> _Task prompt_:
Starting with the first line of the data below, copy each line up to and including the one containing "let active = 'mine'". Pictures stay out.

> _Data extract_:
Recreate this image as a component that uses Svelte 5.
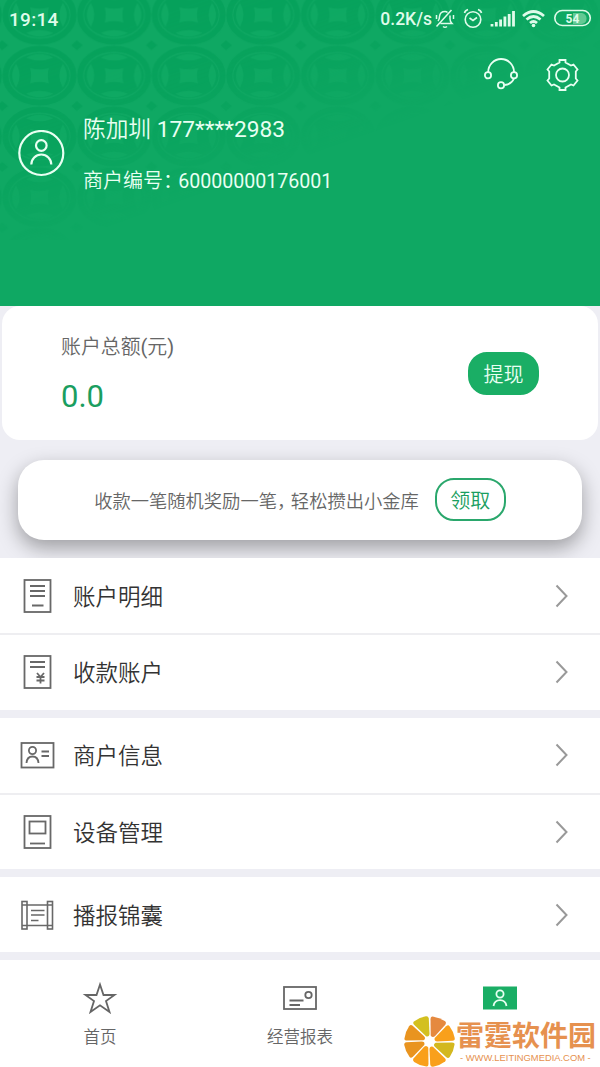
<script>
    const account = {
        name: '陈加圳',
        phone: '177****2983',
        merchantNo: '60000000176001',
        balance: '0.0'
    }
    const groups = [
        [
            { icon: 'detail', label: '账户明细' },
            { icon: 'payee', label: '收款账户' }
        ],
        [
            { icon: 'merchant', label: '商户信息' },
            { icon: 'device', label: '设备管理' }
        ],
        [
            { icon: 'scroll', label: '播报锦囊' }
        ]
    ]
    const tabs = [
        { icon: 'home', label: '首页' },
        { icon: 'report', label: '经营报表' },
        { icon: 'mine', label: '' }
    ]
    let active = 'mine'

    const slices = ['#e5893f', '#f9a01b', '#d3b81f', '#f9a01b', '#f9a01b', '#e9941f', '#e9941f', '#d3c01f']
</script>

<div class="app">
    <header class="header">
        <svg class="pattern" width="600" height="306" viewBox="0 0 600 306">
            <defs>
                <pattern id="coins" x="2.2" y="-15.500" width="74.6" height="60.8" patternUnits="userSpaceOnUse">
                    <ellipse cx="37.3" cy="30.4" rx="34" ry="27" fill="none" stroke="#06a15b" stroke-width="6" />
                    <ellipse cx="37.3" cy="30.4" rx="30" ry="22.500" fill="#06a15b" />
                    <g fill="#0fa963">
                        <path d="M24 12.500Q37.300 5 51 12.500Q37.300 18 24 12.500ZM24 48.300Q37.300 55.800 51 48.300Q37.300 42.800 24 48.300Z" />
                        <path d="M14 18.500Q6 30.400 14 42.300Q21 30.400 14 18.500ZM60.600 18.500Q68.600 30.400 60.600 42.300Q53.600 30.400 60.600 18.500Z" />
                        <path d="M28 23Q37.300 25.500 46.600 23Q44.500 30.400 46.600 38Q37.300 35.500 28 38Q30 30.400 28 23Z" />
                    </g>
                    <path d="M0 -5L6 0L0 5L-6 0ZM74.6 -5L80 0L74.6 5L69 0ZM0 55.8L6 60.8L0 66L-6 60.8ZM74.6 55.8L80 60.8L74.6 66L69 60.8Z" fill="#06a15b" />
                </pattern>
                <linearGradient id="fade" gradientUnits="userSpaceOnUse" x1="180" y1="0" x2="255" y2="210">
                    <stop offset="0" stop-color="#fff" />
                    <stop offset="0.38" stop-color="#fff" stop-opacity="0.75" />
                    <stop offset="0.85" stop-color="#fff" stop-opacity="0" />
                </linearGradient>
                <mask id="fadeMask">
                    <rect width="600" height="306" fill="url(#fade)" />
                </mask>
            </defs>
            <rect width="600" height="240" fill="url(#coins)" mask="url(#fadeMask)" />
        </svg>
        <div class="status">
            <span class="time">19:14</span>
            <span class="speed">0.2K/s</span>
            <svg class="statusIcons" width="164" height="24" viewBox="0 0 164 24" fill="none" stroke="#dffbea" stroke-width="1.6">
                <!-- muted bell -->
                <path d="M6 14Q7.500 12.500 7.500 9.500Q8 4.500 13 4.500Q14.500 4.500 15.500 5.500M18 8.500V12Q18 14.500 20 16.500H8.500M11 19.500Q13 21 15 19.500M4.500 19.500L19.500 3M4.500 8V12M21.500 8V12" stroke-width="1.500" />
                <!-- alarm -->
                <circle cx="41" cy="12.500" r="7.800" />
                <path d="M37.500 11L41 13.500L45 10.500M32.500 6Q33 3.500 36 2.500M49.500 6Q49 3.500 46 2.500" />
                <!-- signal -->
                <path d="M60 19.500V17M64.300 19.500V15M68.600 19.500V12.500M72.900 19.500V9.500M77.200 19.500V7M81.500 19.500V4" stroke-width="2.800" />
                <!-- wifi -->
                <path d="M91 9Q101.500 0 112 9M94.500 12.500Q101.500 6.500 108.500 12.500M98 16Q101.500 13 105 16" stroke-width="2.800" />
                <circle cx="101.500" cy="18.500" r="1.800" fill="#dffbea" stroke="none" />
                <!-- battery -->
                <path d="M141 6H150Q154.500 7 154.500 11.500T150 17H141Z" fill="#63c994" stroke="none" />
                <rect x="122.800" y="3.500" width="35.500" height="15" rx="7.500" />
                <text x="140.500" y="15.500" text-anchor="middle" class="battery">54</text>
            </svg>
        </div>
        <div class="actions">
            <svg width="36" height="36" viewBox="0 0 36 36" fill="none" stroke="#e8fff2" stroke-width="1.800">
                <path d="M5.200 15A12.900 13 0 0 1 31 15M31 21.500Q28.500 27.500 21.500 28" />
                <circle cx="5" cy="18.300" r="3.100" />
                <circle cx="31" cy="18.300" r="3.100" />
                <circle cx="18" cy="28.300" r="3.100" />
            </svg>
            <svg width="36" height="36" viewBox="0 0 36 36" fill="none" stroke="#e8fff2" stroke-width="1.800">
                <circle cx="17.500" cy="18" r="6.500" />
                <path d="M14.500 3H20.500V5.500L26 8.500L28.500 7.500L32.500 12.500L30.800 14.500V21.500L32.500 23.500L28.500 28.500L26 27.500L20.500 30.500V33H14.500V30.500L9 27.500L6.500 28.500L2.500 23.500L4.200 21.500V14.500L2.500 12.500L6.500 7.500L9 8.500L14.500 5.500Z" />
            </svg>
        </div>
        <div class="profile">
            <svg width="48" height="48" viewBox="0 0 48 48" fill="none" stroke="#e8fff2" stroke-width="2.200">
                <circle cx="24.300" cy="23" r="22" />
                <circle cx="24.300" cy="15.500" r="5.300" />
                <path d="M14.300 34.500A10 10 0 0 1 34.300 34.500" />
            </svg>
            <div class="who">
                <div class="name">{account.name} {account.phone}</div>
                <div class="merchant">商户编号<span class="tight">：</span><span class="number">{account.merchantNo}</span></div>
            </div>
        </div>
    </header>

    <section class="balance">
        <div>
            <div class="caption">账户总额(元)</div>
            <div class="amount">{account.balance}</div>
        </div>
        <button class="pill filled">提现</button>
    </section>

    <section class="promo">
        <span class="promoText">收款一笔随机奖励一笔<span class="tight">，</span>轻松攒出小金库</span>
        <button class="pill">领取</button>
    </section>

    <main class="list">
        {#each groups as group}
            <div class="group">
                {#each group as item}
                    <div class="row">
                        <svg width="36" height="36" viewBox="0 0 36 36" fill="none" stroke="#686868" stroke-width="1.800">
                            {#if item.icon == 'detail'}
                                <rect x="5.500" y="2" width="26" height="32" />
                                <path d="M11 8H26M11 13H26M11 18H26M13 27.500H24.500" />
                            {:else if item.icon == 'payee'}
                                <rect x="5.500" y="2" width="26" height="32" />
                                <path d="M11 8H26M11 13H26M18 19L21.500 23L25 19M17.500 23H25.500M17.500 26.500H25.500M21.500 23V29.500" />
                            {:else if item.icon == 'merchant'}
                                <rect x="2.500" y="6" width="32" height="24.500" />
                                <circle cx="13.500" cy="13.500" r="3.600" />
                                <path d="M7.500 26Q8 19.500 13.500 19.500T19.500 26M22.500 14.500H30M22.500 19H30" />
                            {:else if item.icon == 'device'}
                                <rect x="5.500" y="2" width="26" height="32" />
                                <rect x="10.500" y="7.500" width="16" height="12" />
                                <path d="M11 29.500H26" />
                            {:else}
                                <g stroke-width="1.600">
                                    <rect x="3" y="4.500" width="5" height="27.500" />
                                    <rect x="28.500" y="4.500" width="5" height="27.500" />
                                    <path d="M3 8H33.500M3 28.500H33.500M12 13.500H25.500M12 18H25.500M12 23.500H19.500" />
                                </g>
                            {/if}
                        </svg>
                        <span class="label">{item.label}</span>
                        <svg class="chevron" width="14" height="24" viewBox="0 0 14 24" fill="none" stroke="#999" stroke-width="2">
                            <path d="M1.500 1.500L11.500 12L1.500 22.500" />
                        </svg>
                    </div>
                {/each}
            </div>
        {/each}
    </main>

    <nav class="tabs">
        {#each tabs as tab}
            <div class="tab" class:active={tab.icon == active}>
                <svg width="36" height="34" viewBox="0 0 36 34" fill="none" stroke="#666" stroke-width="1.800">
                    {#if tab.icon == 'home'}
                        <path d="M18 3.500L21.500 14H32.500L24 20L27.500 31L18 24.300L8.500 31L12 20L3.500 14H14.500Z" />
                    {:else if tab.icon == 'report'}
                        <rect x="2" y="6" width="32" height="22" />
                        <circle cx="26.500" cy="14" r="3.200" />
                        <path d="M7.500 19.500H21.500M7.500 24H18" />
                    {:else}
                        <rect x="1" y="5.500" width="34" height="23" fill="#1aae65" stroke="none" />
                        <g stroke="#e8fff2">
                            <circle cx="18" cy="13" r="3.600" />
                            <path d="M11.500 25Q12.500 19.200 18 19.200T24.500 25" />
                        </g>
                    {/if}
                </svg>
                <span>{tab.label}</span>
            </div>
        {/each}
    </nav>

    <div class="stamp">
        <svg width="53" height="53" viewBox="-26 -26 52 52">
            {#each slices as color, i}
                <path d="M1.200 -6L1 -22Q1 -24.800 3 -24.600Q10 -23.600 15 -20Q17 -18.500 15.500 -16.500L5.500 -5.500Q3 -3 1.200 -6Z" fill={color} transform="rotate({i * 45})" />
            {/each}
        </svg>
        <div class="stampText">
            <div class="stampName">雷霆软件园</div>
            <div class="stampUrl">- WWW.LEITINGMEDIA.COM -</div>
        </div>
    </div>
</div>

<style>
:global(body) {
    margin: 0;
    background: #fff;
}
.app {
    position: relative;
    display: flex;
    flex-direction: column;
    height: 1067px;
    overflow: hidden;
    background: #eeeef4;
    font-family: Roboto, "Noto Sans CJK SC DemiLight", "Noto Sans CJK SC", sans-serif;
    font-weight: 400;
    color: #333;
}
.header {
    position: relative;
    height: 306px;
    flex: none;
    background: #0fa863;
    color: #e8fff2;
}
.pattern {
    position: absolute;
    top: 0;
    left: 0;
}
.status {
    position: relative;
    display: flex;
    align-items: center;
    height: 38px;
    padding: 0 4px 0 9px;
    color: #dffbea;
}
.time {
    font-size: 19px;
    font-weight: 500;
    letter-spacing: .3px;
}
.speed {
    margin-left: auto;
    font-size: 17.5px;
    font-weight: 500;
}
.battery {
    font-size: 12px;
    font-weight: 700;
    fill: #dffbea;
    stroke: none;
}
.actions {
    position: relative;
    display: flex;
    justify-content: flex-end;
    gap: 26px;
    padding: 19px 19px 0 0;
    height: 36px;
}
.profile {
    position: relative;
    display: flex;
    align-items: center;
    gap: 18px;
    padding: 17px 0 0 17px;
}
.who {
    display: flex;
    flex-direction: column;
    gap: 21px;
    padding-top: 5px;
}
.name {
    font-size: 22.7px;
    line-height: 30px;
}
.merchant {
    font-size: 20px;
    line-height: 30px;
}
.number {
    font-size: 19.6px;
}
.tight {
    letter-spacing: -.24em;
}
.balance {
    display: flex;
    flex: none;
    align-items: center;
    justify-content: space-between;
    box-sizing: border-box;
    height: 134px;
    margin: 0 2px;
    padding: 0 59px;
    border-radius: 18px;
    background: #fff;
}
.caption {
    padding-top: 5px;
    font-size: 19.9px;
    line-height: 28px;
    color: #666;
}
.amount {
    margin-top: 15px;
    font-size: 31px;
    line-height: 40px;
    color: #1a9e60;
}
.pill {
    box-sizing: border-box;
    width: 71px;
    height: 43px;
    padding: 0;
    border: 2px solid #2aa76c;
    border-radius: 19px;
    background: #fff;
    font: inherit;
    font-size: 20px;
    color: #1a9e60;
}
.filled {
    border-color: #1aae65;
    background: #1aae65;
    color: #e8fff2;
}
.promo {
    display: flex;
    flex: none;
    align-items: center;
    justify-content: center;
    gap: 16px;
    height: 80px;
    margin: 20px 18px 18px;
    border-radius: 26px;
    background: #fff;
    box-shadow: 0 8px 20px rgba(0, 0, 0, .34);
}
.promo .pill {
    margin-top: -1px;
}
.promoText {
    font-size: 18.3px;
    color: #666;
}
.list {
    position: relative;
}
.group {
    margin-bottom: 8px;
    background: #fff;
}
.row {
    display: flex;
    align-items: center;
    box-sizing: border-box;
    height: 75px;
    padding: 0 31px 0 19px;
}
.row + .row {
    height: 76.5px;
    border-top: 2px solid #eeeef1;
}
.label {
    margin: -2px 0 0 18px;
    font-size: 22.5px;
}
.chevron {
    margin-left: auto;
}
.tabs {
    display: flex;
    flex: 1;
    background: #fff;
}
.tab {
    display: flex;
    flex: 1;
    flex-direction: column;
    align-items: center;
    padding-top: 21px;
    font-size: 16.5px;
    color: #666;
}
.tab span {
    margin-top: 9px;
}
.stamp {
    position: absolute;
    left: 403px;
    top: 1015px;
    display: flex;
    align-items: center;
    white-space: nowrap;
    color: #e6914f;
}
.stampName {
    margin-top: -2px;
    font-family: "Noto Sans CJK SC", sans-serif;
    font-size: 28px;
    font-weight: 700;
    line-height: 32px;
}
.stampUrl {
    margin-top: 2px;
    padding-left: 4px;
    font-family: "Liberation Sans", sans-serif;
    font-size: 9.4px;
    line-height: 12px;
}
</style>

> _Right answer_:
Recreate this image as a component that uses Svelte 5.
<script>
    const account = {
        name: '陈加圳',
        phone: '177****2983',
        merchantNo: '60000000176001',
        balance: '0.0'
    }
    const groups = [
        [
            { icon: 'detail', label: '账户明细' },
            { icon: 'payee', label: '收款账户' }
        ],
        [
            { icon: 'merchant', label: '商户信息' },
            { icon: 'device', label: '设备管理' }
        ],
        [
            { icon: 'scroll', label: '播报锦囊' }
        ]
    ]
    const tabs = [
        { icon: 'home', label: '首页' },
        { icon: 'report', label: '经营报表' },
        { icon: 'mine', label: '' }
    ]
    let active = 'mine'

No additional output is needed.